Data Control Issue #2: Restrictions on Use

  • Data used to serve the cloud customer
  • Data used by the cloud vendor: (i) vendor analysis and reporting; and (ii) improvement of products and services
  • Data used for privacy law compliance purposes
  • Restrictions on marketing with the data
  • Restrictions on locations of data
  • Restrictions on devices that can use or process the data
  • Compliance with a customer’s privacy policy
  • Restrictions or limitation on the aggregation of data: De-identified data: all PII removed; or Truly anonymized: PII removed and no key/code available to recreate it.
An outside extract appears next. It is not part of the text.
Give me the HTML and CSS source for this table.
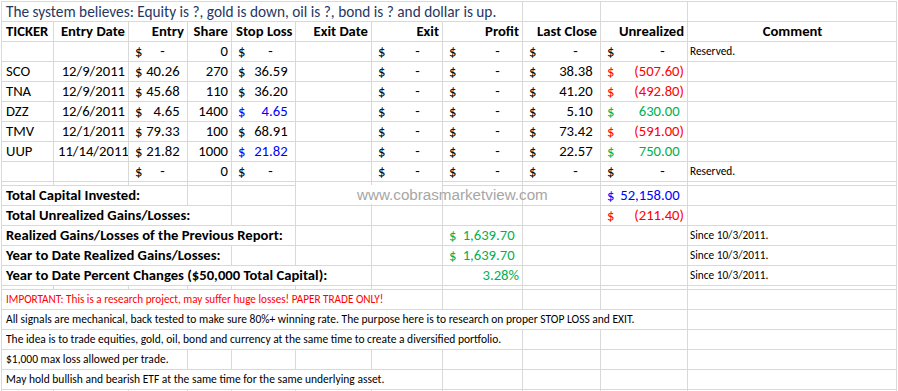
FILE: index.html
```html
<!DOCTYPE html>
<html>
<head>
<meta charset="utf-8">
<link rel="stylesheet" href="styles.css">
</head>
<body>
<div class="sheet">
  <!-- title -->
  <div class="c title s8">The system believes: Equity is ?, gold is down, oil is ?, bond is ? and dollar is up.</div>
  <div class="c"></div><div class="c"></div><div class="c"></div>
  <!-- header -->
  <div class="c hd">TICKER</div>
  <div class="c hd r">Entry Date</div>
  <div class="c hd r">Entry</div>
  <div class="c hd r">Share</div>
  <div class="c hd r">Stop Loss</div>
  <div class="c hd r">Exit Date</div>
  <div class="c hd r">Exit</div>
  <div class="c hd r">Profit</div>
  <div class="c hd r">Last Close</div>
  <div class="c hd r">Unrealized</div>
  <div class="c hd ctr">Comment</div>
  <!-- empty reserved row -->
  <div class="c"></div><div class="c"></div>
  <div class="c m"><span>$</span><span class="z">-</span></div>
  <div class="c r">0</div>
  <div class="c m"><span>$</span><span class="z">-</span></div>
  <div class="c"></div>
  <div class="c m"><span>$</span><span class="z">-</span></div>
  <div class="c m"><span>$</span><span class="z">-</span></div>
  <div class="c m"><span>$</span><span class="z">-</span></div>
  <div class="c m"><span>$</span><span class="z">-</span></div>
  <div class="c note">Reserved.</div>
  <!-- SCO -->
  <div class="c">SCO</div>
  <div class="c r">12/9/2011</div>
  <div class="c m"><span>$</span><span class="p">40.26</span></div>
  <div class="c r">270</div>
  <div class="c m"><span>$</span><span class="p">36.59</span></div>
  <div class="c"></div>
  <div class="c m"><span>$</span><span class="z">-</span></div>
  <div class="c m"><span>$</span><span class="z">-</span></div>
  <div class="c m"><span>$</span><span class="p">38.38</span></div>
  <div class="c m red"><span>$</span><span>(507.60)</span></div>
  <div class="c"></div>
  <!-- TNA -->
  <div class="c">TNA</div>
  <div class="c r">12/9/2011</div>
  <div class="c m"><span>$</span><span class="p">45.68</span></div>
  <div class="c r">110</div>
  <div class="c m"><span>$</span><span class="p">36.20</span></div>
  <div class="c"></div>
  <div class="c m"><span>$</span><span class="z">-</span></div>
  <div class="c m"><span>$</span><span class="z">-</span></div>
  <div class="c m"><span>$</span><span class="p">41.20</span></div>
  <div class="c m red"><span>$</span><span>(492.80)</span></div>
  <div class="c"></div>
  <!-- DZZ -->
  <div class="c">DZZ</div>
  <div class="c r">12/6/2011</div>
  <div class="c m"><span>$</span><span class="p">4.65</span></div>
  <div class="c r">1400</div>
  <div class="c m blue"><span>$</span><span class="p">4.65</span></div>
  <div class="c"></div>
  <div class="c m"><span>$</span><span class="z">-</span></div>
  <div class="c m"><span>$</span><span class="z">-</span></div>
  <div class="c m"><span>$</span><span class="p">5.10</span></div>
  <div class="c m green"><span>$</span><span class="p">630.00</span></div>
  <div class="c"></div>
  <!-- TMV -->
  <div class="c">TMV</div>
  <div class="c r">12/1/2011</div>
  <div class="c m"><span>$</span><span class="p">79.33</span></div>
  <div class="c r">100</div>
  <div class="c m"><span>$</span><span class="p">68.91</span></div>
  <div class="c"></div>
  <div class="c m"><span>$</span><span class="z">-</span></div>
  <div class="c m"><span>$</span><span class="z">-</span></div>
  <div class="c m"><span>$</span><span class="p">73.42</span></div>
  <div class="c m red"><span>$</span><span>(591.00)</span></div>
  <div class="c"></div>
  <!-- UUP -->
  <div class="c">UUP</div>
  <div class="c r">11/14/2011</div>
  <div class="c m"><span>$</span><span class="p">21.82</span></div>
  <div class="c r">1000</div>
  <div class="c m blue"><span>$</span><span class="p">21.82</span></div>
  <div class="c"></div>
  <div class="c m"><span>$</span><span class="z">-</span></div>
  <div class="c m"><span>$</span><span class="z">-</span></div>
  <div class="c m"><span>$</span><span class="p">22.57</span></div>
  <div class="c m green"><span>$</span><span class="p">750.00</span></div>
  <div class="c"></div>
  <!-- empty reserved row -->
  <div class="c"></div><div class="c"></div>
  <div class="c m"><span>$</span><span class="z">-</span></div>
  <div class="c r">0</div>
  <div class="c m"><span>$</span><span class="z">-</span></div>
  <div class="c"></div>
  <div class="c m"><span>$</span><span class="z">-</span></div>
  <div class="c m"><span>$</span><span class="z">-</span></div>
  <div class="c m"><span>$</span><span class="z">-</span></div>
  <div class="c m"><span>$</span><span class="z">-</span></div>
  <div class="c note">Reserved.</div>
  <!-- thin separator -->
  <div class="c thin"></div><div class="c thin"></div><div class="c thin"></div><div class="c thin"></div>
  <div class="c thin"></div><div class="c thin"></div><div class="c thin"></div><div class="c thin"></div>
  <div class="c thin"></div><div class="c thin"></div><div class="c thin"></div>
  <!-- summary -->
  <div class="c hd s3">Total Capital Invested:</div>
  <div class="c"></div><div class="c"></div><div class="c"></div><div class="c"></div><div class="c"></div><div class="c"></div>
  <div class="c m blue"><span>$</span><span class="p">52,158.00</span></div>
  <div class="c"></div>

  <div class="c hd s4">Total Unrealized Gains/Losses:</div>
  <div class="c"></div><div class="c"></div><div class="c"></div><div class="c"></div><div class="c"></div>
  <div class="c m red"><span>$</span><span>(211.40)</span></div>
  <div class="c"></div>

  <div class="c hd s5">Realized Gains/Losses of the Previous Report:</div>
  <div class="c"></div><div class="c"></div>
  <div class="c m green"><span>$</span><span class="p">1,639.70</span></div>
  <div class="c"></div><div class="c"></div>
  <div class="c note">Since 10/3/2011.</div>

  <div class="c hd s4">Year to Date Realized Gains/Losses:</div>
  <div class="c"></div><div class="c"></div><div class="c"></div>
  <div class="c m green"><span>$</span><span class="p">1,639.70</span></div>
  <div class="c"></div><div class="c"></div>
  <div class="c note">Since 10/3/2011.</div>

  <div class="c hd s6">Year to Date Percent Changes ($50,000 Total Capital):</div>
  <div class="c"></div>
  <div class="c r green">3.28%</div>
  <div class="c"></div><div class="c"></div>
  <div class="c note">Since 10/3/2011.</div>
  <!-- thin separator -->
  <div class="c thin"></div><div class="c thin"></div><div class="c thin"></div><div class="c thin"></div>
  <div class="c thin"></div><div class="c thin"></div><div class="c thin"></div><div class="c thin"></div>
  <div class="c thin"></div><div class="c thin"></div><div class="c thin"></div>
  <!-- notes -->
  <div class="c txt warn s7">IMPORTANT: This is a research project, may suffer huge losses! PAPER TRADE ONLY!</div>
  <div class="c"></div><div class="c"></div><div class="c"></div><div class="c"></div>

  <div class="c txt s10">All signals are mechanical, back tested to make sure 80%+ winning rate. The purpose here is to research on proper STOP LOSS and EXIT.</div>
  <div class="c"></div>

  <div class="c txt s8">The idea is to trade equities, gold, oil, bond and currency at the same time to create a diversified portfolio.</div>
  <div class="c"></div><div class="c"></div><div class="c"></div>

  <div class="c txt s3">$1,000 max loss allowed per trade.</div>
  <div class="c"></div><div class="c"></div><div class="c"></div><div class="c"></div>
  <div class="c"></div><div class="c"></div><div class="c"></div><div class="c"></div>

  <div class="c txt s7">May hold bullish and bearish ETF at the same time for the same underlying asset.</div>
  <div class="c"></div><div class="c"></div><div class="c"></div><div class="c"></div>

  <div class="c"></div><div class="c"></div><div class="c"></div><div class="c"></div>
  <div class="c"></div><div class="c"></div><div class="c"></div><div class="c"></div>
  <div class="c"></div><div class="c"></div><div class="c"></div>

  <div class="watermark">www.cobrasmarketview.com</div>
</div>
</body>
</html>
```
FILE: styles.css
```css
html, body {
  margin: 0;
  padding: 0;
  overflow: hidden;
  background: #fff;
}

body {
  font-family: Carlito, Calibri, Lato, "Liberation Sans", sans-serif;
  font-size: 14.67px;
  color: #000;
}

.sheet {
  position: relative;
  display: grid;
  grid-template-columns: 51px 74px 58px 43px 63px 75px 70px 79px 77px 86px 208px;
  gap: 1px;
  padding: 1px;
  margin: 1px 0 0 1px;
  width: max-content;
  background: #d9d9d9;
}

.c {
  background: #fff;
  height: 19px;
  line-height: 19px;
  padding: 0 3px 0 4px;
  white-space: nowrap;
  overflow: hidden;
}

.thin { height: 3px; }

.r { text-align: right; }
.ctr { text-align: center; }
.hd { font-weight: bold; }

.title {
  color: #1f3864;
  font-size: 15.3px;
}

.m {
  display: flex;
  justify-content: space-between;
  padding-left: 6px;
}
.m .p { padding-right: 0.3em; }
.m .z { padding-right: 1.31em; }

.red { color: #ff0000; }
.green { color: #00b050; }
.blue { color: #0000ff; }

.note {
  font-size: 11.3px;
  padding-left: 2px;
}

.txt {
  font-size: 11.5px;
}
.warn {
  color: #ff0000;
  font-size: 11.2px;
}

.s3 { grid-column: span 3; }
.s4 { grid-column: span 4; }
.s5 { grid-column: span 5; }
.s6 { grid-column: span 6; }
.s7 { grid-column: span 7; }
.s8 { grid-column: span 8; }
.s10 { grid-column: span 10; }

.watermark {
  position: absolute;
  left: 295px;
  top: 184px;
  width: 253px;
  height: 19px;
  line-height: 19px;
  padding-left: 61px;
  box-sizing: border-box;
  font-family: "Liberation Sans", Arial, sans-serif;
  font-size: 15.2px;
  color: #a6a6a6;
  background: linear-gradient(to right, #fff 0, #fff 146px, transparent 146px);
}
```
Contractual Management of Cloud Providers

Pre-Selection of Cloud Providers:

  • Investigate potential providers risk tolerance and control environment
  • Evaluate and consider: Risk management and oversight; Preventative, detective and corrective controls; and Use of vendors and subcontractors

Build protections into contract with cloud provider

  • Representations and warranties regarding scope of cyber security program
  • Obligation to disclose cyber security events
  • Right to review cyber security policies and procedures
  • Require specific vendor and subcontractor standards
  • Restrict where data can be stored/located/transferred
  • Requirements to return or destroy data

Assess the risk of using a cloud provider

  • Regular review of data protection and cyber security policies and procedures
  • Provider’s maintenance of cyber security insurance
  • Analyze and investigate provider’s processes and systems for dealing with security threats and protection of PII
  • Inquiry as to any past data breaches and security threats

Director and Officer Actions

  • Corporate board has fiduciary duty to protect corporate assets, including categories of data
  • Need to be proactive in protection of data and prevention of breaches
  • Maintain a Chief Information Security Officer
  • Establish a cyber security subcommittee
  • Have an incident response system in place
  • Directors and officers should be aware of organization’s cloud computing providers and the contracts governing those relationships

Top 12 Current Cloud Security Threats in 2018

  1. Data breaches – targeted attack, human error, application vulnerabilities, or poor security practices
  2. Insufficient identity, credential and access management – bad actors masquerading as legitimate users, operators or developers
  3. Insecure interfaces and application programming interfaces – accidental or malicious attempts to circumvent software user interfaces that manage and interact with cloud services
  4. System vulnerabilities – exploitable bugs in programs that attackers can use to infiltrate a system
  5. Account hijacking – gaining access to a user’s credentials and thus allowing the manipulation of data, provision of falsified information, monitoring of transactions, and redirection to illegitimate sites
  6. Malicious insiders – not only can access potentially sensitive information, but can grant himself or herself greater, expanded access to more critical systems and data
  7. Advanced persistent threats – form of cyber-attack that infiltrates systems to establish a foothold in the IT infrastructure of a company, enabling attackers to steal data
  8. Data loss – accidental deletions or physical catastrophes can lead to permanent loss of data unless proper steps taken
  9. Insufficient due diligence – organizations rushing to adopt cloud technologies and thus choose inadequate providers
  10. Abuse and nefarious use of cloud services - poorly secured cloud service deployments, free cloud service trials, and fraudulent account sign-ups via payment instrument fraud expose cloud computing models to malicious attacks
  11. Denial of services - designed to prevent users of a service from being able to access their data or applications
  12. Shared technology vulnerabilities - underlying components that comprise the infrastructure supporting cloud services deployment may not have been designed to offer strong isolation properties for a multi-tenant architecture or multi-customer applications, which can lead to shared technology vulnerabilities that can be exploited.